BOA Settles W/ Freddie

Posted by kevin on December 4, 2013 under Foreclosure Blog | Comments are off for this article

Freddie Mac buys mortgage loans either for its own portfolio or for sale to investors. Under the terms of these purchases, Freddie has the right to put back the loan to the originator if it is found that the loan does not meet the standards set forth in the purchase agreements. The so-called “put back” loans defaulted because, for the most part, the loans were made to people who could not afford to repay them. That is the essence of predatory lending.

As of September, 2013, Freddie Mac had $1.4 billion in put back loans that were previously owned by BOA, and they wanted BOA to take them back. The settlement reached has Freddie Mac receiving $404 million.

This is not the first time that BOA has settled with Freddie Mac. In January, 2011, BOA made a $1.35 billion settlement over loans sold by Countrywide which was acquired by BOA in 2008. Moreover, BOA recently settled with Fannie Mae for over $11 billion.

Why is BOA settling for these vast sums of money? Well, the standard line is that they want to cut litigation costs and move on. While both statements are technically true, my take is that a primary motivating source in the settlements is that BOA (and other settling banks) does not want the government conducting a methodical and in depth investigation into its lending practices. That would uncover “irregularities” that make everything else look like child’s play.

Let’s play a little detective. Did you ever ask why there was widespread robo-signing of documents which included everything from people signing other people’s name on endorsements and assignments on thousands of documents to outright forged endorsements. I would say the question is, why were these notes not endorsed at the closing or shortly thereafter? I mean, the banks and investment houses had all the best legal minds in their stables telling them exactly what to do and when to do it. Do you really believe they all collectively dropped the ball on doing something as simple as signing an endorsement on a note or signing an assignment of mortgage?

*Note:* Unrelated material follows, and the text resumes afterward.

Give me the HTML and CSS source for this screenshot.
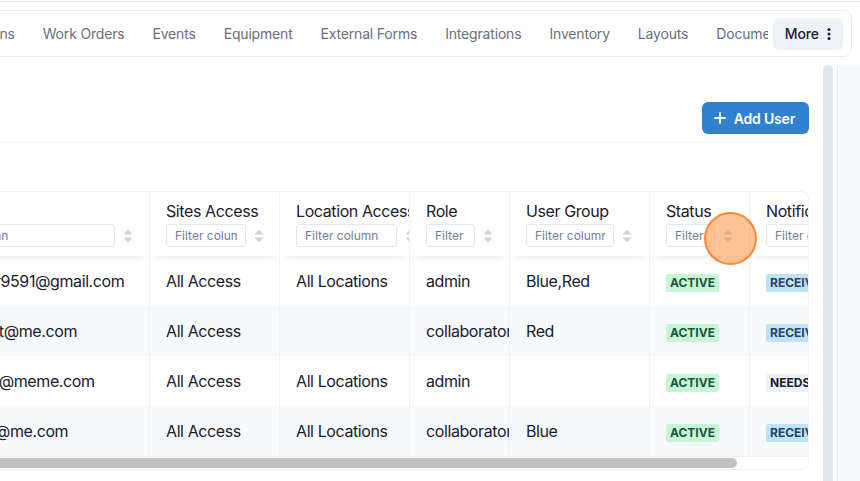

I have been in the trenches for 4 years fighting foreclosures. I have seen a lot of “stuff”, both from the banks and the courts. Perhaps, I have become a bit jaded. But one question that I ask, over and over again, is, ‘was there a reason that the banks and investment houses allegedly did not endorse notes until they were robo-signed just before the foreclosure action was filed? Well, here’s one theory. Banks and investment houses are required to borrower billions of dollars daily at the repo desk. To get their hands on that kind of money, they have to put up collateral. A note that is endorsed to someone else or in blank cannot be used for collateral. But if, by chance (or not by chance), you had notes that were made out to you but not endorsed to a third party or in blank, perhaps, just perhaps, those notes could be used as collateral at the repo desk. Who would know the difference?

That would be a massive fraud. It would make Bernie Madoff look small time. Now, I am not saying that this happened. But, what I am saying is that there has to be a reason that BOA and other banks and investment houses are paying millions and more often billions of dollars in settlements, right and left. There has to be a reason that they do not want any in-depth discovery of their paperwork or e-work. It is not because of a few predatory loans.

Think about it. Then ask yourself, why aren’t the courts and the feds asking this same question?